Architecture and Design Scotland has produced a Stalled Spaces Toolkit with practical advice and inspiration for communities who wish to make temporary use of vacant and derelict land for anthing from community gardens to events spaces. The toolkit covers how to find out who owns land, how to get funding, how to organise yourselves, and how to manage a project. Contact details: email@example.com.
Buildings at Risk Register for Scotland provides a comprehensive online toolkit about how to save endangered historic buildings, together with detailed information about individual historic buildings at risk throughout the country.
Built Environment Forum Scotland offers a range of case studies, fundraising toolkit, briefings, advocacy toolkit and other useful information particularly related to the historic environment.
Grand Bequest is a Scottish buildings-at-risk resource based in Glasgow.
Historic Environment Scotland has various sources of grant funding and advice to support the re-use or enhancement of vacant and historic buildings in town centres, as this example from Campbeltown shows. Their YouTube channel has inspiring and informative videos.
Heritage Trust Network brings together heritage professionals and enthusiasts to tackle buildings at risk. The network has over 90 member organisations in Scotland and 500 across the UK, all of whom are rescuing and regenerating buildings and are keen to support each other.
Local authority planning departments may be able to offer expert advice and possibly funding to help tackle vacant or derelict sites and buildings; what is available differs between local authorities around the country. Whilst responsibility for maintenance of any building rests with its owner, local authorities also have discretion to use certain powers:
- Dangerous or defective buildings: Building (Scotland) Act 2003, sections 28-30.

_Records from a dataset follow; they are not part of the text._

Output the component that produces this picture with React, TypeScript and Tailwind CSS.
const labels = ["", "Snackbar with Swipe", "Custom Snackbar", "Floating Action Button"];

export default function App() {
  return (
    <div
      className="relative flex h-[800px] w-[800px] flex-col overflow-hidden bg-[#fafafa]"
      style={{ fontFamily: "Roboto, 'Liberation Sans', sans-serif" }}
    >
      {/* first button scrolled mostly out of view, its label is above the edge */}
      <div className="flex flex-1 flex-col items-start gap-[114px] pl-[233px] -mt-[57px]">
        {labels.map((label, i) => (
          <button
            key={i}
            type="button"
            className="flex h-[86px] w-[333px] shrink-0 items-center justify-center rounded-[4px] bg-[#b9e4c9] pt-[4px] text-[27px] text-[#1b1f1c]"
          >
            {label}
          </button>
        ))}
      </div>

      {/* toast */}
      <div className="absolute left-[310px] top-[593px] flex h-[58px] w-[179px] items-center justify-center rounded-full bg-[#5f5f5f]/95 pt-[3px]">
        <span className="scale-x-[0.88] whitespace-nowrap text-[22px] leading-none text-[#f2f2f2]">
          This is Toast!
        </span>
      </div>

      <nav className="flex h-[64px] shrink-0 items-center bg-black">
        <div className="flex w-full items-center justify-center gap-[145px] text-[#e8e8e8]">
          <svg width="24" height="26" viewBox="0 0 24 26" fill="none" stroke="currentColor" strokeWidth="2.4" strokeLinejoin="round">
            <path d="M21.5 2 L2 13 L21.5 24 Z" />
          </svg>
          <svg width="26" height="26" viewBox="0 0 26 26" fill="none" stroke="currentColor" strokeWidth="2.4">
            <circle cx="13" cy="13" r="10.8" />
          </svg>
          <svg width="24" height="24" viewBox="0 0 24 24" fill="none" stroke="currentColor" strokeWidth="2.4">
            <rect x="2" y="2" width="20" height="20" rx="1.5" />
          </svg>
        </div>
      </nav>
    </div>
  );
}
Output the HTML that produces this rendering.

- Listed Buildings: Planning (Listed Buildings and Conservation Areas) (Scotland) Act 1997, section 49 onwards.
- Sub-standard housing: Housing (Scotland) Act 2006.
- Condition of land: Town and Country Planning (Scotland) Act 1997, section 179.
- Building repairs and maintenance of private open space: Civic Government (Scotland) Act 1982.
- Power to advance well-being: Local Government In Scotland Act 2003.
- Compulsory Purchase Orders.
Local authorities also have the powers to:
- Use the Town Centre First Principle to deliver public services and capital investments, driving up town centre footfall and investment activity and encouraging other landowners to follow suit (see the Dumbarton and Kilmarnock examples in this section).
- Create a one-stop shop or key council contact for town centre businesses, for example helping them to navigate through statutory consents like planning, building control and environmental protection requirements (for example West Lothian Council’s network of town centre officers).
- Use collaborative town centre visioning and community engagement to set the agenda for Local Development Plans to help to deliver a common community vision, with many examples from Annan to Stromness.
- Develop strategies for re-populating town centres with residential use, such as in Perth (in this section) and Alloa (see Streets and Spaces).
Scotland's Land Information Services is an easy-to-use Scottish Government website which enables you to find property owners, check if a property is on the land register, search for property prices and buy property documents.
Scottish Land Commission provides information on funding for vacant and derelict land projects and community ownership of land or buildings, plus other information about re-use of derelict or vacant buildings and land. It is all part of the commission’s approach to making more of Scotland’s land. Their Impact Tool is a simple-to-use way for local communities to assess and record the impact of vacant and derelict land on the community's wellbeing.
Under One Roof: an online resource full of useful information about maintenance and management of tenements, flats and other common property (old and new) for owners, tenants and advisers.